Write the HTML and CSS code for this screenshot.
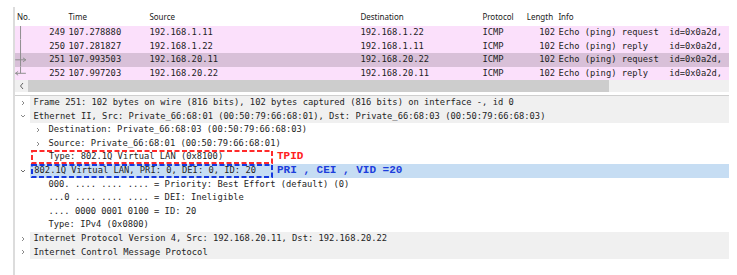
FILE: index.html
```html
<!DOCTYPE html>
<html lang="en">
<head>
  <meta charset="UTF-8">
  <title>Wireshark - 802.1Q frame</title>
  <link rel="stylesheet" href="styles.css">
</head>
<body>

<div class="capture">

  <!-- Packet list -->
  <div class="plist">
    <div class="prow phead">
      <span class="c-no">No.</span>
      <span class="c-time">Time</span>
      <span class="c-src">Source</span>
      <span class="c-dst">Destination</span>
      <span class="c-proto">Protocol</span>
      <span class="c-len">Length</span>
      <span class="c-info">Info</span>
    </div>

    <div class="prow pkt">
      <span class="c-no"><svg class="rel" width="14" height="14" viewBox="0 0 14 14"><path d="M5.5 0V14" stroke="#8c8c8c" stroke-width="1"/></svg>249</span>
      <span class="c-time">107.278880</span>
      <span class="c-src">192.168.1.11</span>
      <span class="c-dst">192.168.1.22</span>
      <span class="c-proto">ICMP</span>
      <span class="c-len">102</span>
      <span class="c-info">Echo (ping) request  id=0x0a2d,</span>
    </div>
    <div class="prow pkt">
      <span class="c-no"><svg class="rel" width="14" height="14" viewBox="0 0 14 14"><path d="M5.5 0V14" stroke="#8c8c8c" stroke-width="1"/></svg>250</span>
      <span class="c-time">107.281827</span>
      <span class="c-src">192.168.1.22</span>
      <span class="c-dst">192.168.1.11</span>
      <span class="c-proto">ICMP</span>
      <span class="c-len">102</span>
      <span class="c-info">Echo (ping) reply    id=0x0a2d,</span>
    </div>
    <div class="prow pkt current">
      <span class="c-no"><svg class="rel" width="14" height="14" viewBox="0 0 14 14"><path d="M5.5 0V14M0 7H11" stroke="#8c8c8c" stroke-width="1"/><path d="M8 5L11 7L8 9" fill="none" stroke="#8c8c8c" stroke-width="1"/></svg>251</span>
      <span class="c-time">107.993503</span>
      <span class="c-src">192.168.20.11</span>
      <span class="c-dst">192.168.20.22</span>
      <span class="c-proto">ICMP</span>
      <span class="c-len">102</span>
      <span class="c-info">Echo (ping) request  id=0x0a2d,</span>
    </div>
    <div class="prow pkt">
      <span class="c-no"><svg class="rel" width="14" height="14" viewBox="0 0 14 14"><path d="M5.5 0V6.5M0 6.5H11" stroke="#8c8c8c" stroke-width="1"/><path d="M3 4.5L0.5 6.5L3 8.5" fill="none" stroke="#8c8c8c" stroke-width="1"/></svg>252</span>
      <span class="c-time">107.997203</span>
      <span class="c-src">192.168.20.22</span>
      <span class="c-dst">192.168.20.11</span>
      <span class="c-proto">ICMP</span>
      <span class="c-len">102</span>
      <span class="c-info">Echo (ping) reply    id=0x0a2d,</span>
    </div>
  </div>

  <div class="hscroll">
    <span class="sb-btn"><svg width="6" height="8" viewBox="0 0 6 8"><path d="M4 1L1.5 4L4 7" fill="none" stroke="#606060" stroke-width="1"/></svg></span>
    <span class="sb-thumb"></span>
  </div>

  <div class="split"></div>

  <!-- Packet details -->
  <div class="tree">
    <div class="node top">
      <span class="twisty"><svg width="6" height="6" viewBox="0 0 6 6"><path d="M2 1L4 3L2 5" fill="none" stroke="#8a8a8a" stroke-width="1"/></svg></span>
      <span class="text">Frame 251: 102 bytes on wire (816 bits), 102 bytes captured (816 bits) on interface -, id 0</span>
    </div>
    <div class="node top">
      <span class="twisty"><svg width="6" height="6" viewBox="0 0 6 6"><path d="M1 2L3 4L5 2" fill="none" stroke="#8a8a8a" stroke-width="1"/></svg></span>
      <span class="text">Ethernet II, Src: Private_66:68:01 (00:50:79:66:68:01), Dst: Private_66:68:03 (00:50:79:66:68:03)</span>
    </div>
    <div class="node sub">
      <span class="twisty"><svg width="6" height="6" viewBox="0 0 6 6"><path d="M2 1L4 3L2 5" fill="none" stroke="#8a8a8a" stroke-width="1"/></svg></span>
      <span class="text">Destination: Private_66:68:03 (00:50:79:66:68:03)</span>
    </div>
    <div class="node sub">
      <span class="twisty"><svg width="6" height="6" viewBox="0 0 6 6"><path d="M2 1L4 3L2 5" fill="none" stroke="#8a8a8a" stroke-width="1"/></svg></span>
      <span class="text">Source: Private_66:68:01 (00:50:79:66:68:01)</span>
    </div>
    <div class="node marked">
      <span class="mark mark-red"><svg class="dash" width="242" height="14" viewBox="0 0 242 14"><rect x="1" y="1" width="240" height="12" fill="none" stroke="#ff2a2a" stroke-width="2" stroke-dasharray="5 2.5"/></svg><span class="mark-text sub-text">Type: 802.1Q Virtual LAN (0x8100)</span></span>
      <span class="note note-red">TPID</span>
    </div>
    <div class="node marked selected">
      <span class="twisty"><svg width="6" height="6" viewBox="0 0 6 6"><path d="M1 2L3 4L5 2" fill="none" stroke="#6a6a6a" stroke-width="1"/></svg></span>
      <span class="sel-line">
        <span class="mark mark-blue"><svg class="dash" width="242" height="14" viewBox="0 0 242 14"><rect x="1" y="1" width="240" height="12" fill="none" stroke="#1438e0" stroke-width="2" stroke-dasharray="5 2.5"/></svg><span class="mark-text">802.1Q Virtual LAN, PRI: 0, DEI: 0, ID: 20</span></span>
        <span class="note note-blue">PRI , CEI , VID =20</span>
      </span>
    </div>
    <div class="node leaf"><span class="text">000. .... .... .... = Priority: Best Effort (default) (0)</span></div>
    <div class="node leaf"><span class="text">...0 .... .... .... = DEI: Ineligible</span></div>
    <div class="node leaf"><span class="text">.... 0000 0001 0100 = ID: 20</span></div>
    <div class="node leaf"><span class="text">Type: IPv4 (0x0800)</span></div>
    <div class="node top">
      <span class="twisty"><svg width="6" height="6" viewBox="0 0 6 6"><path d="M2 1L4 3L2 5" fill="none" stroke="#8a8a8a" stroke-width="1"/></svg></span>
      <span class="text">Internet Protocol Version 4, Src: 192.168.20.11, Dst: 192.168.20.22</span>
    </div>
    <div class="node top">
      <span class="twisty"><svg width="6" height="6" viewBox="0 0 6 6"><path d="M2 1L4 3L2 5" fill="none" stroke="#8a8a8a" stroke-width="1"/></svg></span>
      <span class="text">Internet Control Message Protocol</span>
    </div>
  </div>

</div>

</body>
</html>
```

FILE: styles.css
```css
body {
  margin: 0;
  padding-top: 7px;
  background: #ffffff;
  font-family: "DejaVu Sans Mono", monospace;
  font-size: 8.77px;
  color: #1e1e1e;
}
.capture {
  margin-left: 13px;
  width: 714px;
  height: 268px;
  border-left: 2px solid #dcdcdc;
}

/* packet list */
.prow {
  display: grid;
  grid-template-columns: 51px 81px 211px 122px 44px 32px 1fr;
  height: 13.6px;
  line-height: 13.6px;
  white-space: pre;
}
.prow span {
  overflow: hidden;
  padding-left: 2.4px;
}
.prow .c-no,
.prow .c-len {
  text-align: right;
  padding-left: 0;
  padding-right: 1px;
}
.prow .c-no {
  position: relative;
}
.phead {
  height: 19px;
  line-height: 19px;
  font-family: "Noto Sans", "Liberation Sans", sans-serif;
  font-size: 8px;
  color: #1a1a1a;
}
.phead .c-no {
  text-align: left;
  padding-left: 2px;
}
.phead .c-len {
  text-align: left;
  padding-left: 2.7px;
}
.pkt {
  background: #fbe0fb;
}
.pkt.current {
  background: #d8c0d8;
}
.rel {
  position: absolute;
  left: 0;
  top: 0;
  height: 13.6px;
}

.hscroll {
  display: flex;
  height: 12px;
  background: #f0f0f0;
}
.sb-btn {
  width: 13px;
  display: flex;
  align-items: center;
  justify-content: center;
}
.sb-thumb {
  width: 581px;
  background: #cdcdcd;
}
.split {
  margin-top: 2.6px;
  height: 1px;
  background: #cfcfcf;
}

/* packet details */
.node {
  display: flex;
  align-items: center;
  height: 13.6px;
  line-height: 13.6px;
  white-space: pre;
}
.twisty {
  width: 15px;
  flex: none;
  display: flex;
  align-items: center;
  justify-content: center;
}
.twisty svg {
  display: block;
}
.text {
  flex: 1;
  padding-left: 3.5px;
}
.top .text {
  background: #f0f0f0;
}
.sub {
  padding-left: 15px;
}
.leaf {
  padding-left: 30px;
}
.marked {
  padding-left: 16px;
}
.selected {
  padding-left: 0;
}
.sel-line {
  flex: 1;
  display: flex;
  align-items: center;
  height: 13.6px;
  padding-left: 1px;
  background: #c6ddf3;
}
.mark {
  position: relative;
  display: block;
  width: 242px;
  height: 13.6px;
  flex: none;
}
.dash {
  position: absolute;
  left: 0;
  top: -0.2px;
}
.mark-text {
  position: relative;
  padding-left: 3.3px;
}
.mark-text.sub-text {
  padding-left: 18px;
}
.note {
  padding-left: 4px;
  font-family: "Liberation Mono", "DejaVu Sans Mono", monospace;
  font-size: 11px;
  font-weight: bold;
}
.note-red {
  color: #ff2020;
}
.note-blue {
  color: #1c3ddc;
}
```
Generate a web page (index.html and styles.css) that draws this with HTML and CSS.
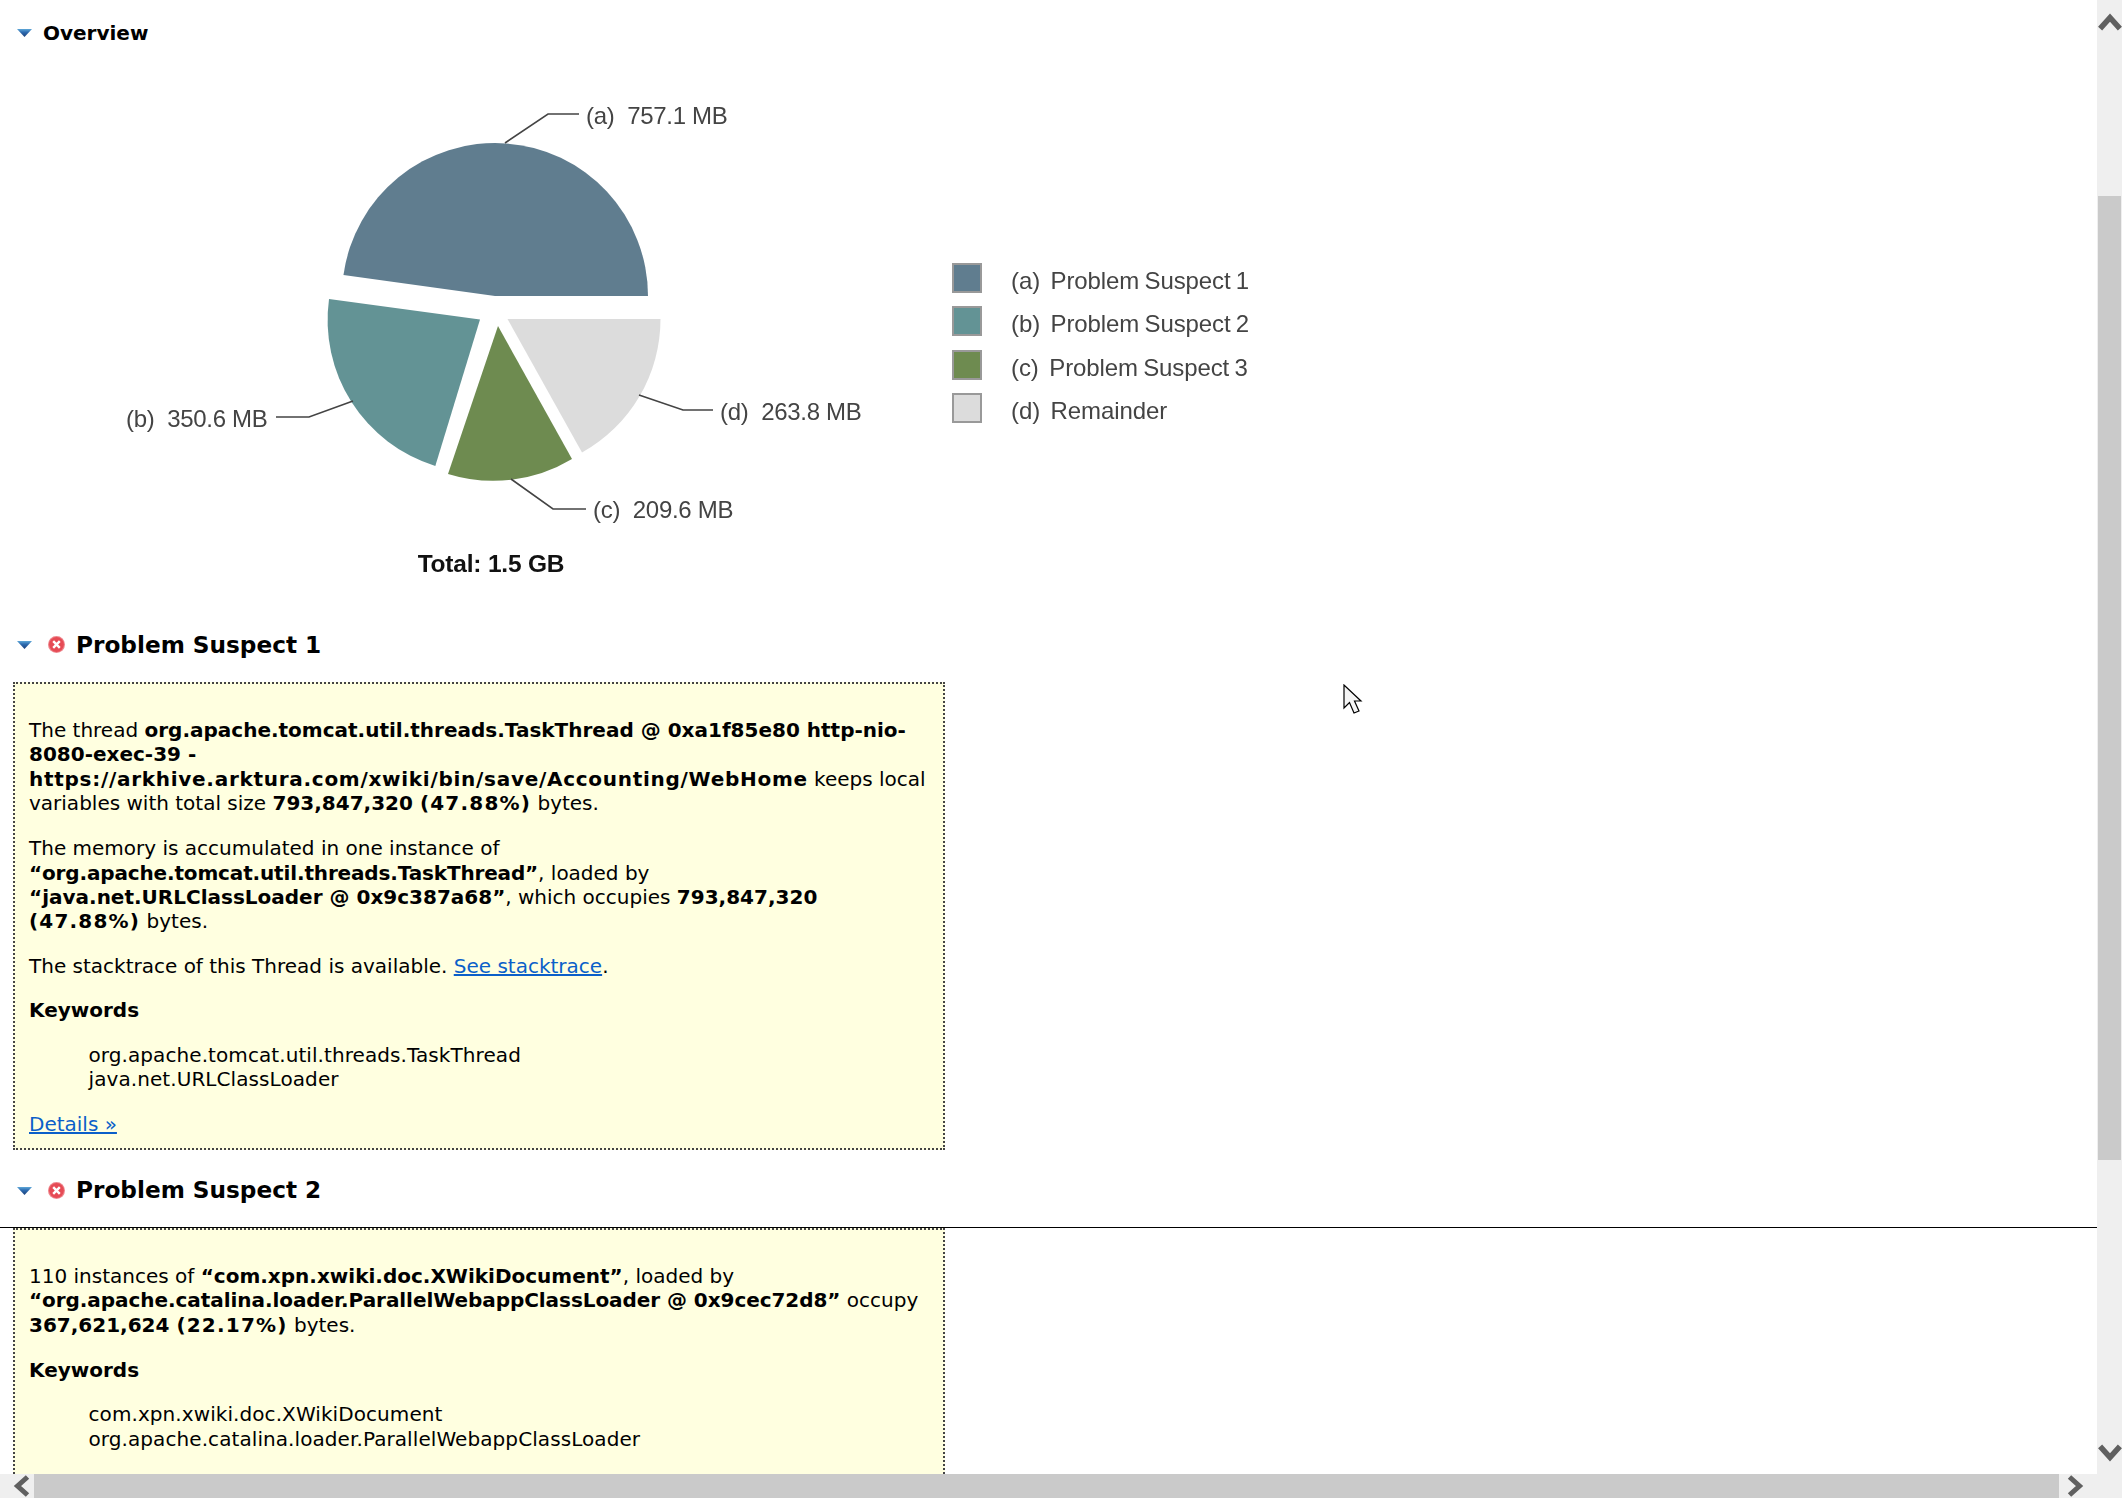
FILE: index.html
```html
<!DOCTYPE html>
<html lang="en">
<head>
<meta charset="utf-8">
<title>Leak Suspects</title>
<link rel="stylesheet" href="styles.css">
</head>
<body>
<div class="viewport">
  <main class="content">
    <h2 class="heading heading-overview">
      <svg class="twisty" viewBox="0 0 15 8"><defs><linearGradient id="tw" x1="0" y1="0" x2="0" y2="1"><stop offset="0" stop-color="#5fa8d8"/><stop offset="0.4" stop-color="#2d6bb0"/><stop offset="1" stop-color="#1c3f7a"/></linearGradient></defs><path d="M0 0H15L7.5 8Z" fill="url(#tw)"/></svg>
      <span>Overview</span>
    </h2>
    <div class="overview">
      <svg class="chart" viewBox="0 54 900 540" width="900" height="540">
        <path d="M495 296 L648 296 A153 153 0 0 0 343.45 275 Z" fill="#607d8f"/>
        <path d="M480 319.4 L329 299 A153 153 0 0 0 435.300 466 Z" fill="#639395"/>
        <path d="M498 326 L448 474 A153 153 0 0 0 572 459 Z" fill="#6e8b50"/>
        <path d="M507.5 319 L582 452.6 A153 153 0 0 0 660.5 319 Z" fill="#dcdcdc"/>
        <polyline class="leader" points="505,143 548,114 579,114"/>
        <polyline class="leader" points="353,401 309,417 276,417"/>
        <polyline class="leader" points="511,479 553,509 586,509"/>
        <polyline class="leader" points="639,395 683,410 713,410"/>
        <text class="label" x="586" y="124">(a)  757.1 MB</text>
        <text class="label" x="126" y="427">(b)  350.6 MB</text>
        <text class="label" x="593" y="518">(c)  209.6 MB</text>
        <text class="label" x="720" y="420">(d)  263.8 MB</text>
        <text class="total" x="491" y="572">Total: 1.5 GB</text>
      </svg>
      <ul class="legend">
        <li class="legend-item"><span class="swatch swatch-a"></span><span class="legend-text">(a)  Problem Suspect 1</span></li>
        <li class="legend-item"><span class="swatch swatch-b"></span><span class="legend-text">(b)  Problem Suspect 2</span></li>
        <li class="legend-item"><span class="swatch swatch-c"></span><span class="legend-text">(c)  Problem Suspect 3</span></li>
        <li class="legend-item"><span class="swatch swatch-d"></span><span class="legend-text">(d)  Remainder</span></li>
      </ul>
    </div>

    <h2 class="heading heading-suspect">
      <svg class="twisty" viewBox="0 0 15 8"><path d="M0 0H15L7.5 8Z" fill="url(#tw)"/></svg>
      <svg class="error" viewBox="0 0 17 17"><circle cx="8.5" cy="8.500" r="8.5" fill="#ee858c"/><circle cx="8.5" cy="8.5" r="7.4" fill="#e64b55"/><path d="M5.2 5.2L11.8 11.8M11.8 5.2L5.2 11.8" stroke="#fff" stroke-width="2.4"/></svg>
      <span>Problem Suspect 1</span>
    </h2>
    <section class="box box-first">
      <p>The thread <b>org.apache.tomcat.util.threads.TaskThread @ 0xa1f85e80 http-nio-8080-exec-39 - <span class="url">https://arkhive.arktura.com/xwiki/bin/save/Accounting/WebHome</span></b> keeps local variables with total size <b>793,847,320 <span class="pct">(47.88%)</span></b> bytes.</p>
      <p>The memory is accumulated in one instance of <b class="quoted">“org.apache.tomcat.util.threads.TaskThread”</b>, loaded by <b>“java.net.URLClassLoader @ 0x9c387a68”</b>, which occupies <b>793,847,320<br><span class="pct">(47.88%)</span></b> bytes.</p>
      <p class="tight">The stacktrace of this Thread is available. <a href="#">See stacktrace</a>.</p>
      <p><b>Keywords</b></p>
      <p class="keywords">org.apache.tomcat.util.threads.TaskThread<br>java.net.URLClassLoader</p>
      <p class="last"><a href="#">Details »</a></p>
    </section>

    <h2 class="heading heading-suspect heading-ruled">
      <svg class="twisty" viewBox="0 0 15 8"><path d="M0 0H15L7.5 8Z" fill="url(#tw)"/></svg>
      <svg class="error" viewBox="0 0 17 17"><circle cx="8.5" cy="8.500" r="8.5" fill="#ee858c"/><circle cx="8.5" cy="8.5" r="7.4" fill="#e64b55"/><path d="M5.2 5.2L11.8 11.8M11.8 5.2L5.2 11.8" stroke="#fff" stroke-width="2.4"/></svg>
      <span>Problem Suspect 2</span>
    </h2>
    <section class="box">
      <p>110 instances of <b>“com.xpn.xwiki.doc.XWikiDocument”</b>, loaded by <b class="quoted-long">“org.apache.catalina.loader.ParallelWebappClassLoader @ 0x9cec72d8”</b> occupy <b>367,621,624 <span class="pct">(22.17%)</span></b> bytes.</p>
      <p><b>Keywords</b></p>
      <p class="keywords">com.xpn.xwiki.doc.XWikiDocument<br>org.apache.catalina.loader.ParallelWebappClassLoader</p>
      <p class="last"><a href="#">Details »</a></p>
    </section>

    <svg class="cursor" viewBox="0 0 20 32"><path d="M1 1V24L6.500 18.500L11 29L16 27L11.500 17H18Z" fill="#f5f5f5" stroke="#000" stroke-width="1.2"/></svg>
  </main>

  <div class="vbar">
    <svg class="arrow" viewBox="0 0 20 16"><path d="M1 14L10 4L19 14" /></svg>
    <div class="vthumb"></div>
    <svg class="arrow" viewBox="0 0 20 16"><path d="M1 2L10 12L19 2" /></svg>
  </div>
  <div class="hbar">
    <svg class="arrow-h" viewBox="0 0 16 20"><path d="M14 1L4 10L14 19" /></svg>
    <div class="hthumb"></div>
    <svg class="arrow-h" viewBox="0 0 16 20"><path d="M2 1L12 10L2 19" /></svg>
  </div>
  <div class="corner"></div>
</div>
</body>
</html>
```

FILE: styles.css
```css
* { box-sizing: border-box; }
html, body { margin: 0; padding: 0; background: #fff; }

.viewport {
  width: 2122px;
  height: 1499px;
  overflow: hidden;
  display: grid;
  grid-template-columns: 2097px 25px;
  grid-template-rows: 1474px 24px;
  background: #fff;
}

.content {
  position: relative;
  overflow: hidden;
  padding-top: 12px;
  font-family: "DejaVu Sans", Verdana, sans-serif;
  font-size: 20px;
  line-height: 24.4px;
  color: #000;
}

.heading {
  margin: 0;
  display: flex;
  align-items: center;
  padding-left: 17px;
  font-weight: bold;
  color: #000;
}
.heading-overview { height: 42px; font-size: 20px; gap: 11px; }
.heading-suspect {
  height: 63px;
  padding-bottom: 10.5px;
  font-size: 23.2px;
  border-bottom: 1px solid transparent;
}
.heading-ruled { border-bottom-color: #000; margin-top: 15px; }

.twisty { width: 15px; height: 8px; flex: none; }
.error { width: 17px; height: 17px; flex: none; margin-left: 16px; margin-right: 11px; }

.overview { display: flex; height: 565px; align-items: flex-start; }
.chart { flex: none; display: block; filter: blur(0.35px); }
.leader { fill: none; stroke: #444; stroke-width: 1.6; }
.label { font-family: "Liberation Sans", Arial, sans-serif; font-size: 24px; fill: #444; white-space: pre; letter-spacing: -0.3px; }
.total { font-family: "Liberation Sans", Arial, sans-serif; font-size: 24.5px; font-weight: bold; fill: #111; text-anchor: middle; letter-spacing: -0.2px; }

.legend {
  list-style: none;
  margin: 209px 0 0 52px;
  padding: 0;
  display: flex;
  flex-direction: column;
  gap: 13.4px;
  font-family: "Liberation Sans", Arial, sans-serif;
  font-size: 24px;
  line-height: 30px;
  color: #444;
  white-space: pre;
  letter-spacing: -0.1px;
  word-spacing: -1.3px;
  filter: blur(0.35px);
}
.legend-item { display: flex; gap: 29px; height: 30px; }
.legend-text { margin-top: 3px; }
.swatch { width: 30px; height: 30px; border: 2px solid #999; flex: none; }
.swatch-a { background: #607d8f; }
.swatch-b { background: #639395; }
.swatch-c { background: #6e8b50; }
.swatch-d { background: #dcdcdc; }

.box {
  width: 932px;
  margin-left: 13px;
  padding: 34px 14px 11.5px;
  background: #ffffe0;
  border: 2px dotted #444;
}
.box p { margin: 0 0 20.5px; }
.box p.tight { margin-bottom: 19px; }
.box p.last { margin-bottom: 0; }
.box .keywords { padding-left: 59.5px; letter-spacing: 0.08px; }
.box a { color: #0b5fc9; }
.url { letter-spacing: 0.72px; }
.pct { letter-spacing: 1.2px; }
.quoted { letter-spacing: -0.15px; }
.quoted-long { letter-spacing: -0.06px; }

.vbar {
  background: #efefef;
  display: flex;
  flex-direction: column;
  align-items: center;
  padding-top: 13px;
}
.arrow { width: 22px; height: 18px; flex: none; overflow: visible; }
.arrow path, .arrow-h path { fill: none; stroke: #606060; stroke-width: 5; }
.vthumb { width: 23px; height: 964px; background: #cacaca; margin: 165px 0 284px; flex: none; }

.hbar { background: #efefef; display: flex; align-items: center; padding-left: 13px; }
.arrow-h { width: 17px; height: 20px; flex: none; overflow: visible; }
.hthumb { width: 2025px; height: 24px; background: #cacaca; margin: 0 8px 0 4px; flex: none; }
.corner { background: #efefef; }

.cursor { position: absolute; left: 1343px; top: 684px; width: 20px; height: 32px; }
```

TASK REQUIREMENTS ::
Using the material above, report each line where "this" occurs.

WRITTEN RESPONSE ::
Write the HTML and CSS code for this screenshot.
Generate a web page (index.html and styles.css) that draws this with HTML and CSS.
      <p class="tight">The stacktrace of this Thread is available. <a href="#">See stacktrace</a>.</p>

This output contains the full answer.